La question de la quatorzaine se pose pour toutes les missions, à l'aller et au retour. Elle est quasi-systématique avant, à des degrés d'intensité divers selon la sensibilité des missions : quatorzaine simple et quatorzaine avec tests, en amont, voire en amont et en aval. Nous gardons des tests pour les hommes engagés dans les missions les plus sensibles ou celles qui ont lieu loin d'infrastructures sanitaires. Au retour, les quatorzaines sont conformes au mode général de confinement de la population, le cas du Charles de Gaulle étant particulier. Nous verrons comment faire évoluer notre doctrine.
En tout état de cause, nous sommes attentifs aux exigences des pays dans lesquels nous envoyons nos hommes.
La mise en quatorzaine peut provoquer un décalage de la durée des missions, comme ce fut le cas pour la relève du poste de commandement interarmées de théâtre au Tchad.
Avant leur départ, nous avons également placé en quatorzaine les unités envoyées en renfort outre-mer.
Je reste attentif à ce que nous puissions autant que possible effectuer les relèves dans les délais prévus pour ne pas peser sur la capacité opérationnelle des hommes ni sur le moral de leur famille.
Monsieur Pueyo, nous avons pu faire basculer 1 500 hommes de l'opération Sentinelle vers l'opération Résilience en raison de la baisse de l'activité publique en France. Lors du déconfinement progressif, l'opération Résilience se poursuivra sans doute et nous verrons comment faire remonter en puissance Sentinelle.
Nous ferons également un retour d'expérience sur l'organisation actuelle afin de tirer profit de notre répartition territoriale, chaque zone étant capable d'engager des personnels dans un préavis très court au service des autorités civiles locales. Fort des enseignements de Résilience, peut-être pourrons-nous alors diminuer les effectifs permanents de Sentinelle tout en garantissant la même réactivité.
Sur les théâtres d'opérations extérieures, nos ennemis se saisissent déjà de certaines opportunités. Au Levant, nous constatons une remontée en puissance de Daech, avec une relance de leurs activités dans la moyenne vallée de l'Euphrate et dans la région de la Badiya, en Syrie, et dans la région de Kirkouk en Irak. C'est la raison pour laquelle nous n'avons pas baissé la garde. Dans la zone sahélienne, comme nous y concentrons nos efforts, l'État islamique au grand Sahara (EIGS) n'a pas relevé la tête. Cette organisation pratique toujours une stratégie d'évitement face aux nombreux coups que nous lui portons et à la remontée en puissance des forces partenaires maliennes ou nigériennes.

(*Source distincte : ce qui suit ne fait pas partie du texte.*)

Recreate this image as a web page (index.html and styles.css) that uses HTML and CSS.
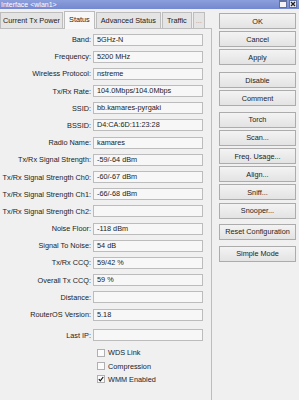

Nous sommes également attentifs à la situation dans le nord du Burkina Faso et aux saisies d'opportunités que pourraient entraîner les tensions qui se développent entre les mouvements RVIM et EIGS.
Monsieur Becht, je suis très touché par vos propos, que je transmettrai à l'ensemble de mes troupes. Malgré la désorganisation progressive des armées en raison de la Révision générale des politiques publiques (RGPP) et d'une trop grande civilianisation, nous avons su préserver la culture de la planification et de la gestion du risque – qui serait utile à d'autres administrations de l'État – mais aussi grâce à une organisation à la fois très centralisée et déconcentrée.
Monsieur Favennec Becot, le stock de masques des armées, que nous continuerons à entretenir, permet de faire face à plus d'une dizaine de semaines d'activité. Nous devrons être attentifs à établir la doctrine d'emploi des masques « grand public » et à constituer des stocks, mais je n'ai pas d'inquiétude particulière.
Aucune consommation ou réquisition des stocks par les administrations civiles n'a eu lieu.